HOW I EARNED (HACKED) A GOOGLE CAREER CERTIFICATE.

AuthorKim, Anne

After writing for years about the benefits of certificates and short-term credential programs, especially for working learners, I had begun to feel inauthentic, like a self-help guru who doesn't take her own advice. So I finally enrolled in one this spring: Google's "career certificate" program in data analytics, available online through Coursera for $39 a month.

With more than 6.5 million learners enrolled worldwide, Google is one of Coursera's "top instructors," offering a multitude of certificates in a panoply of languages from Arabic to Spanish. I thought I was gunning for a certificate. What I actually got was a lesson in humility.

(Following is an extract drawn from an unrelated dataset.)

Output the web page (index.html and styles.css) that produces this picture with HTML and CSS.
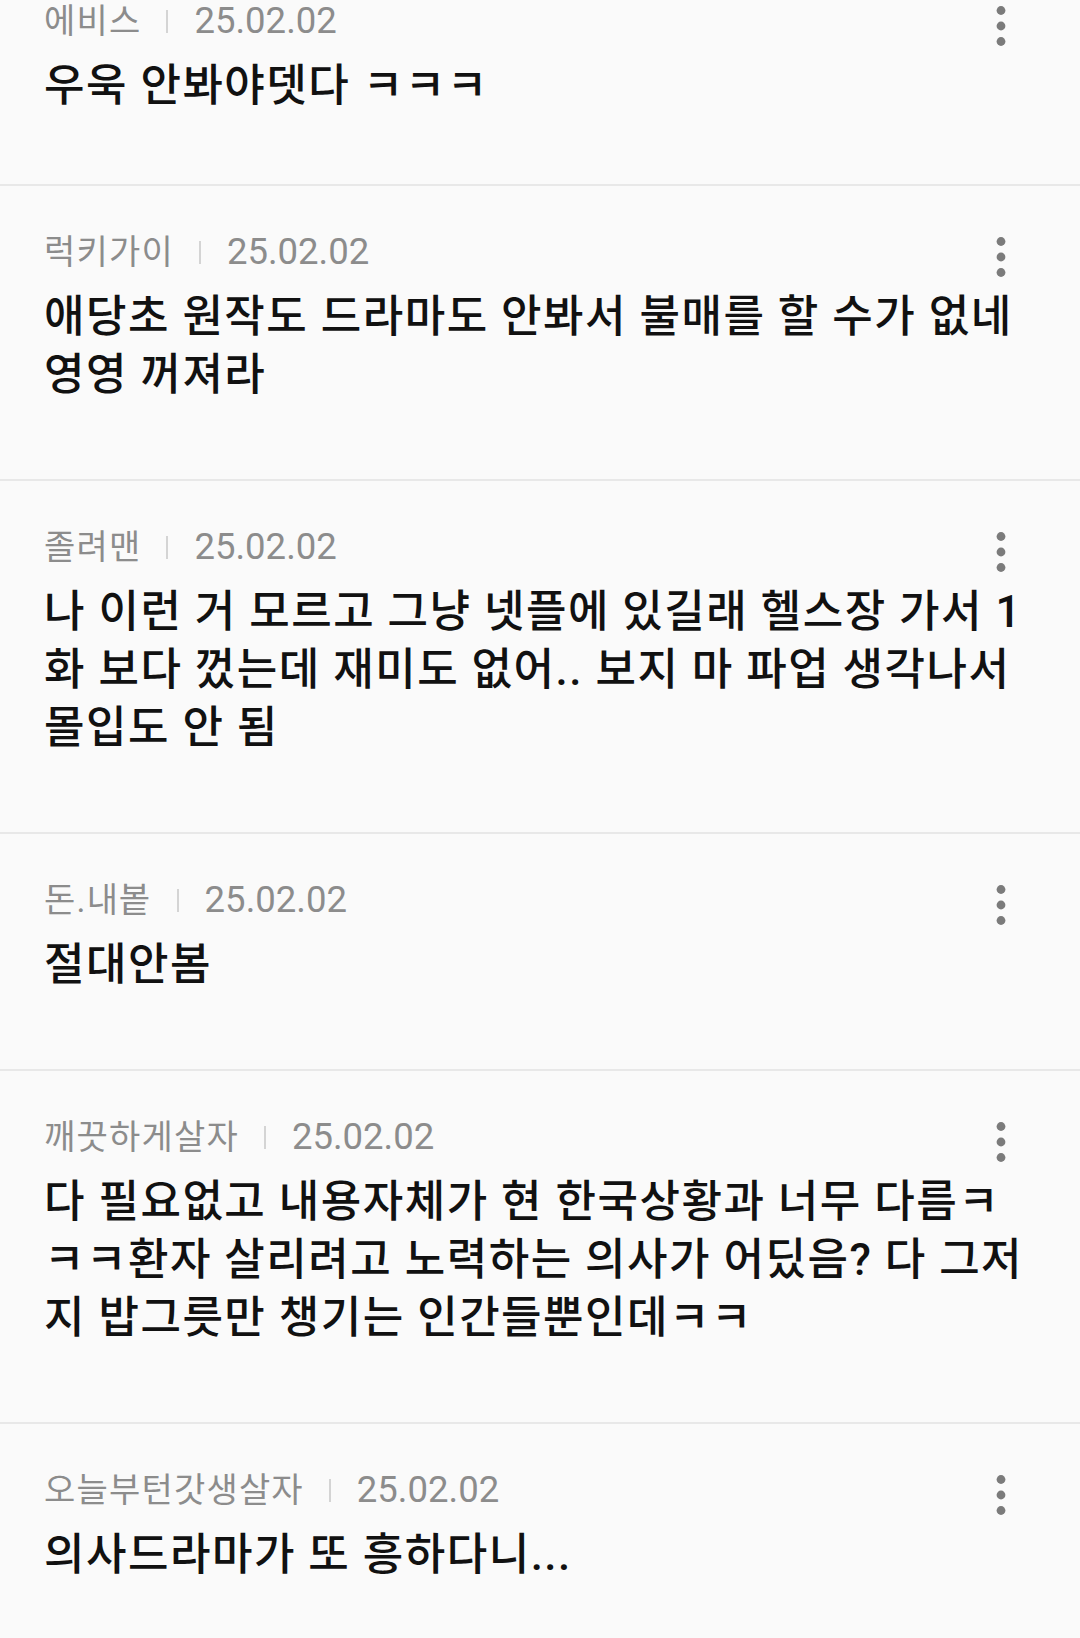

Google's data analytics program is its most popular offering. The program consists of eight separate courses with titles like "Prepare Data for Exploration" and "Process Data from Dirty to Clean." Course materials consist of short videos, quizzes, readings, and optional practice activities. Students can also post on message boards to engage with other enrollees.

Production values are slick, with soft lighting and catchy music, and the content is high quality--this is Google, after all. Modules are succinct and logical; the instructors, all of whom are Google employees, are lucid and charismatic. The course does an exceptionally strong job of explaining what data analysts do, with mini monologues by upbeat Google workers describing their backgrounds and jobs. Also laudable is the focus on soft skills, like collaboration and teamwork. One module, for example, talks about the importance of finding mentors and building networks, while another segment tackles how to handle conflicts with colleagues. Instructors are also refreshingly diverse. In an industry infamously dominated by white men, only one instructor appeared to meet that description.

But the program's central conceit--to "equip participants with the essential skills they need to get a job" with no degree or prior experience required--is also its central weakness. Google's aim to make the program accessible to all learners means the material is basic, and the pacing frustratingly slow. It's not until the final module of Course 4, more than 100 hours into the program, according to the syllabus, that students begin to work with formulas for data analysis, like calculating averages. It's not until the very end, Course 7, that students finally get to work with the programming language R, and even then, we were only introduced to a handful of commands.